Yes, connecting via ssh, the part before the @ is your username. So you connected (in a roundabout way) over ssh with the username jupyter. The image was preconfigured with that username, and but that’s the name the instance knows to identify the user.

deep-learner · March 31, 2019, 11:02pm

I’m suddenly facing this issue where my browser is unable to load “http://localhost:8080/tree” – the wheel keeps spinning and the browser status bar says “waiting for localhost.” Everything was working fine for a few days, but I just started facing this issue today. I tried stopping and starting the instance a few times, but it doesn’t help. Any idea what may be going on? Thanks in advance!

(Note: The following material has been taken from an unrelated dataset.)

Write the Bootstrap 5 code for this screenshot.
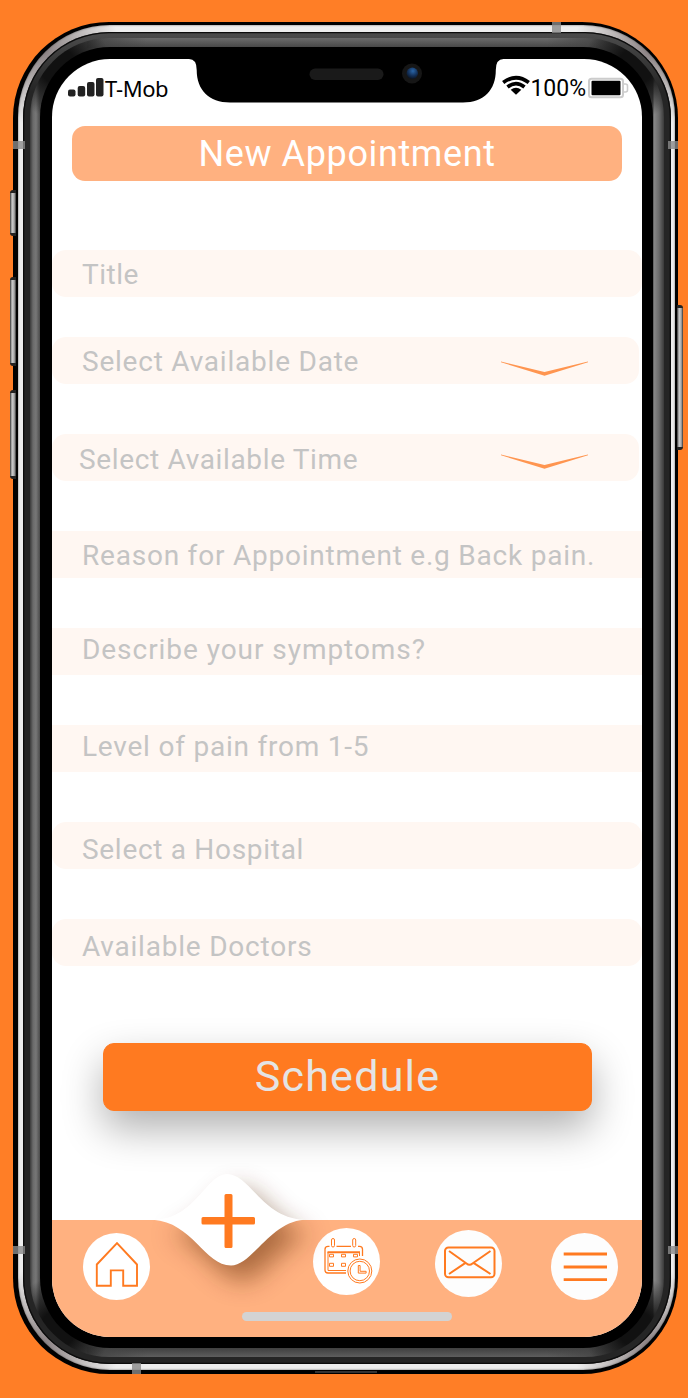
<!DOCTYPE html>
<html lang="en">
<head>
<meta charset="utf-8">
<meta name="viewport" content="width=device-width, initial-scale=1">
<title>New Appointment</title>
<link href="https://cdn.jsdelivr.net/npm/bootstrap@5.3.0/dist/css/bootstrap.min.css" rel="stylesheet">
<style>
body{background:#ff7e26;font-family:Roboto,"Liberation Sans",sans-serif;color:#000}
.stage{width:688px;height:1398px;padding:22px 10px 24px 13px}
/* phone frame, ring by ring from the outside in */
.rim-outer{background:#000;border-radius:96px;padding:3px 3px 4px 5px;height:1352px}
.rim-steel{border-radius:92px;padding:7px 4px 6px 5px;
 background:radial-gradient(circle at 27px 27px,#8d8486 0,#aaa4a4 25px,transparent 75px),radial-gradient(circle at 630px 27px,#8d8486 0,#aaa4a4 25px,transparent 75px),radial-gradient(circle at 27px 1318px,#8d8486 0,#aaa4a4 25px,transparent 75px),radial-gradient(circle at 630px 1318px,#8d8486 0,#aaa4a4 25px,transparent 75px),#eee;
 box-shadow:inset 0 0 2px #555}
.rim-dark{background:linear-gradient(#4c4c4c,#252525 60px,#252525);border-radius:86px;padding:6px 7px 7px;box-shadow:inset 0 0 0 1.3px #0c0c0c}
.rim-grey{border-radius:79px;padding:9px 11px 9px 10px;
 background:radial-gradient(circle at 28px 28px,#111 18px,transparent 52px),radial-gradient(circle at 606px 28px,#111 18px,transparent 52px),radial-gradient(circle at 28px 1291px,#111 18px,transparent 52px),radial-gradient(circle at 606px 1291px,#111 18px,transparent 52px),
 linear-gradient(90deg,#444,#4440 60px,#4440 calc(100% - 60px),#444) center top/520px 10px no-repeat,linear-gradient(90deg,#444,#4440 60px,#4440 calc(100% - 60px),#444) center bottom/520px 10px no-repeat,
 linear-gradient(#6b6b6b,#444) center top/520px 10px no-repeat,linear-gradient(#3c3c3c,#5e5e5e) center bottom/520px 10px no-repeat,
 linear-gradient(90deg,#3a3a3a,#6a6a6a 3px,#777 6px,#4a4a4a 10px,#444 50%,#444 623px,#888 624px,#6c6c6c 629px,#3a3a3a)}
.rim-black{background:#000;border-radius:70px;padding:12px 11px 11px 12px}
.screen{background:#fff;border-radius:58px;height:1278px}
.side-key{position:absolute;width:6px;border-radius:3px 0 0 3px;background:linear-gradient(90deg,#333,#ccc 35%,#aaa 70%,#333);border:solid #222;border-width:3px 0}
.side-key.on-right{border-radius:0 3px 3px 0}
.antenna{position:absolute;background:#8a8a8acc}
.notch{position:absolute;left:137px;top:-1px}
.status{height:67px;padding:13px 13px 0 16px;font-size:23px;line-height:34px}
.carrier{font-family:"Noto Sans",sans-serif;font-size:22px;letter-spacing:-.4px;line-height:32px}
.title-bar{height:55px;margin:0 20px;border-radius:13px;background:#ffb180;color:#fff;font-size:36px;line-height:57px;letter-spacing:.62px}
.form-stack{padding-top:69px}
.field{height:47px;margin-bottom:50px;background:#fff7f2;color:#c4c4c4;font-size:28px;line-height:49px;padding-left:30px;letter-spacing:.78px;white-space:nowrap}
.field.soft{border-radius:14px}
.btn-schedule{--bs-btn-color:#e4e4e4;--bs-btn-bg:#ff7a20;--bs-btn-border-color:#ff7a20;width:489px;height:68px;margin:77px 0 0 51px;border-radius:11px;font-size:43px;line-height:1;letter-spacing:1.25px;padding:0 0 1px;box-shadow:0 18px 40px rgba(0,0,0,.31)}
.tabs{height:117px;margin-top:109px;background:#ffb180;border-radius:0 0 58px 58px}
.tab{width:67px;height:67px;border-radius:50%;background:#fff;padding:0;border:0;flex:none}
.tab svg,.chev,.notch,.fab svg{display:block}
.fab{position:absolute;left:50px;top:-100px;padding:0;border:0;background:none}
.home-bar{position:absolute;left:190px;top:92px;width:210px;height:9px;border-radius:5px;background:#d3d3d3}
</style>
</head>
<body>
<div class="stage position-relative overflow-hidden">
 <i class="side-key" style="left:10px;top:190px;height:46px"></i>
 <i class="side-key" style="left:10px;top:277px;height:89px"></i>
 <i class="side-key" style="left:10px;top:390px;height:89px"></i>
 <i class="side-key on-right" style="left:677px;top:305px;height:145px"></i>
 <div class="rim-outer"><div class="rim-steel"><div class="rim-dark"><div class="rim-grey"><div class="rim-black">
 <main class="screen position-relative">
  <svg class="notch" width="316" height="46" viewBox="189 58 316 46">
   <defs><radialGradient id="lens" cx=".55" cy=".3" r=".7"><stop offset="0" stop-color="#2a66a8"/><stop offset=".55" stop-color="#15345f"/><stop offset="1" stop-color="#0a1322"/></radialGradient></defs>
   <path d="M189 58V59Q196.7 59 196.7 70C196.7 90 209 102.5 230 102.5H463C484 102.5 495.8 90 495.8 70Q495.8 59 503.500 59V58Z"/>
   <rect x="309.500" y="68.500" width="74" height="11.500" rx="5.700" fill="#1a1a1a"/>
   <circle cx="412" cy="73.500" r="10" fill="#161616"/><circle cx="412.300" cy="73.300" r="5.700" fill="url(#lens)"/>
  </svg>
  <div class="status d-flex justify-content-between">
   <div class="d-flex">
    <svg width="37" height="34" viewBox="0 0 37 34" fill="#222"><rect x="0" y="17.500" width="7.500" height="7" rx="2"/><rect x="9.700" y="14" width="7.500" height="10.500" rx="2"/><rect x="19" y="10" width="7.500" height="14.500" rx="2"/><rect x="28" y="6" width="7.500" height="18.500" rx="2"/></svg>
    <span class="carrier">T-Mob</span>
   </div>
   <div class="d-flex">
    <svg width="28" height="34" viewBox="0 0 28 34"><g fill="none" stroke="#000" stroke-width="3.700"><path d="M1.200 10.500Q14 1 26.800 10.500"/><path d="M5.500 15Q14 8.200 22.500 15"/></g><path d="M8.700 17.800Q14 13.700 19.300 17.800L14 22.800Z"/></svg>
    <span class="percent">100%</span>
    <svg width="41" height="34" viewBox="0 0 41 34" style="margin-left:2px"><rect x="1" y="6.800" width="34" height="18.500" rx="2.500" fill="none" stroke="#ccc" stroke-width="2"/><path d="M35 12h2.500q2 0 2 2v4q0 2-2 2H35" fill="none" stroke="#ccc" stroke-width="1.600"/><rect x="3.500" y="8.800" width="29" height="14.500" rx="1"/></svg>
   </div>
  </div>
  <h1 class="title-bar text-center fw-normal"><span>New Appointment</span></h1>
  <div class="form-stack">
   <div class="field soft" style="margin-bottom:40px;letter-spacing:.5px"><span>Title</span></div>
   <div class="field soft d-flex" style="margin-right:3px"><span>Select Available Date</span></div>
   <div class="field soft d-flex" style="margin-right:3px;padding-left:27px;line-height:52px;letter-spacing:.65px"><span>Select Available Time</span></div>
   <div class="field"><span>Reason for Appointment e.g Back pain.</span></div>
   <div class="field" style="line-height:44px;letter-spacing:.95px"><span>Describe your symptoms?</span></div>
   <div class="field" style="line-height:44px"><span>Level of pain from 1-5</span></div>
   <div class="field soft" style="line-height:55px;letter-spacing:.7px"><span>Select a Hospital</span></div>
   <div class="field soft mb-0" style="line-height:55px"><span>Available Doctors</span></div>
  </div>
  <button class="btn btn-schedule d-block" type="button"><span>Schedule</span></button>
  <nav class="tabs position-relative d-flex align-items-start">
   <button class="tab" style="margin:13px 0 0 31px" aria-label="Home"><svg width="67" height="67" viewBox="83 1233 67 67" fill="none" stroke="#ff7a20" stroke-width="1.900"><path d="M117 1243.200 96.800 1264.500V1285.700H110.800V1270.400H123.200V1285.700H137V1264.500Z"/></svg></button>
   <button class="fab" aria-label="Add"><svg width="250" height="220" viewBox="102 1120 250 220">
    <defs><filter id="glow" x="-60%" y="-60%" width="220%" height="240%"><feGaussianBlur stdDeviation="13"/></filter></defs>
    <path transform="translate(12 15)" opacity=".5" filter="url(#glow)" fill="#5a2600" d="M153 1219.700C195 1220 206 1174 227 1174C250 1174 262 1218 304 1219.700C270 1222 252 1265.500 231 1265.500C205 1265.500 192 1222 153 1219.700Z"/>
    <path fill="#fff" d="M153 1219.700C195 1220 206 1174 227 1174C250 1174 262 1218 304 1219.700C270 1222 252 1265.500 231 1265.500C205 1265.500 192 1222 153 1219.700Z"/>
    <path fill="#ff7a20" d="M226 1194h5q1.500 0 1.500 1.500V1217H253.500q1.500 0 1.500 1.500v4.500q0 1.500-1.500 1.500H232.500v22q0 1.500-1.500 1.500h-5q-1.500 0-1.500-1.500v-22H203q-1.500 0-1.500-1.500v-4.500q0-1.500 1.500-1.500h21.500v-21.500q0-1.500 1.500-1.500Z"/></svg></button>
   <button class="tab" style="margin:8px 0 0 163px" aria-label="Calendar"><svg width="67" height="67" viewBox="313 1228 67 67" fill="none" stroke="#ff7a20" stroke-width="1">
    <path stroke-width="1.300" d="M329.500 1246.300H328Q325 1246.300 325 1249.300V1270Q325 1273 328 1273H346M336.500 1246.300H351M358 1246.300H359.500Q362.500 1246.300 362.500 1249.300V1256"/>
    <path stroke-width="2" d="M327.500 1252.300H360"/><path d="M328 1252V1270.500H346M359.500 1252V1256"/>
    <rect x="331.500" y="1238.500" width="3" height="8.500" rx="1.500"/><rect x="352.700" y="1238.500" width="3" height="8.500" rx="1.500"/>
    <path d="M329.500 1254.300h4v2.600h-4ZM341.500 1254.300h4v2.600h-4ZM353.500 1254.300h4v2.600h-4ZM329.500 1263.300h4v3h-4ZM341.500 1263.300h4v3h-4Z"/>
    <circle cx="359.800" cy="1271" r="13.500" fill="#fff" stroke="none"/><circle cx="359.800" cy="1271" r="12"/><circle cx="359.800" cy="1271" r="9.700"/>
    <path d="M358.300 1265.500h1.800v5.800h6v1.800h-7.800Z"/></svg></button>
   <button class="tab" style="margin:10px 0 0 55px;background:#fdfdfd" aria-label="Messages"><svg width="67" height="67" viewBox="435 1230 67 67" fill="none" stroke="#ff7a20" stroke-width="2"><rect x="445" y="1247.500" width="49.500" height="29.800" rx="3.500"/><path d="M449 1251 466.500 1263.500Q469.500 1266 472.500 1263.500L490.500 1251M449 1274 465.500 1262.800M490.500 1274 473.500 1262.800"/></svg></button>
   <button class="tab" style="margin:13px 0 0 49px;background:#fdfdfd" aria-label="Menu"><svg width="67" height="67" viewBox="551 1233 67 67"><path stroke="#ff7a20" stroke-width="2.800" d="M563.700 1254H607M563.700 1267H607M563.700 1279.600H607"/></svg></button>
   <i class="home-bar"></i>
  </nav>
  <svg class="chev position-absolute" style="left:448px;top:302px" width="89" height="16" viewBox="0 0 89 16" fill="#ff9550"><path d="M1 .5 44.500 11 88 .5 88 1.300 44.500 14.700 1 1.300Z"/></svg>
  <svg class="chev position-absolute" style="left:448px;top:394.500px" width="89" height="16" viewBox="0 0 89 16" fill="#ff9550"><path d="M1 .5 44.500 11 88 .5 88 1.300 44.500 14.700 1 1.300Z"/></svg>
 </main>
 </div></div></div></div></div>
 <i class="antenna" style="left:552px;top:22px;width:9px;height:11px"></i>
 <i class="antenna" style="left:132px;top:1363px;width:9px;height:11px"></i>
 <i class="antenna" style="left:13px;top:141px;width:12px;height:8px"></i>
 <i class="antenna" style="left:668px;top:141px;width:10px;height:8px"></i>
 <i class="antenna" style="left:13px;top:1246px;width:12px;height:8px"></i>
 <i class="antenna" style="left:668px;top:1246px;width:10px;height:8px"></i>
 <i class="antenna" style="left:315px;top:1371px;width:62px;height:2px;background:#333"></i>
</div>
<script src="https://cdn.jsdelivr.net/npm/bootstrap@5.3.0/dist/js/bootstrap.bundle.min.js"></script>
</body>
</html>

deep-learner · March 31, 2019, 11:40pm

Also, can anyone help me understand what this line of code is doing, and how it’s launching a Jupyter notebook?

gcloud compute ssh --zone=$ZONE jupyter@$INSTANCE_NAME – -L 8080:localhost:8080

Specifically, what do the ports 8080 and 8080 refer to? Thanks!

phren0logy · April 1, 2019, 5:19pm

It means “let me interact with the remote computer’s port 8080 on the local port 8080”

The standard (insecure) web port (sometimes called a “socket”) is 80, so you’ll often find things that run locally though a web interface using port 8080 or 8888 just because it’s easy to remember and type. Really, though, it could be just about any number, and port numbers are just conventions rather than firm rules.

Hope that helps.

SaltyFish · April 4, 2019, 3:43am

gaoyibin · April 7, 2019, 9:22am

Hi,when I run jupyter notebook list command in my server ,there is no running server .why?

deep-learner · April 8, 2019, 10:17pm

Can anybody explain what Google Cloud ML Notebooks is? It sounds like something half-way between Colab and GCP VM, but I’m not able to figure it out. What would be the advantages and disadvantages of me switching from GCP VM to this? Thanks!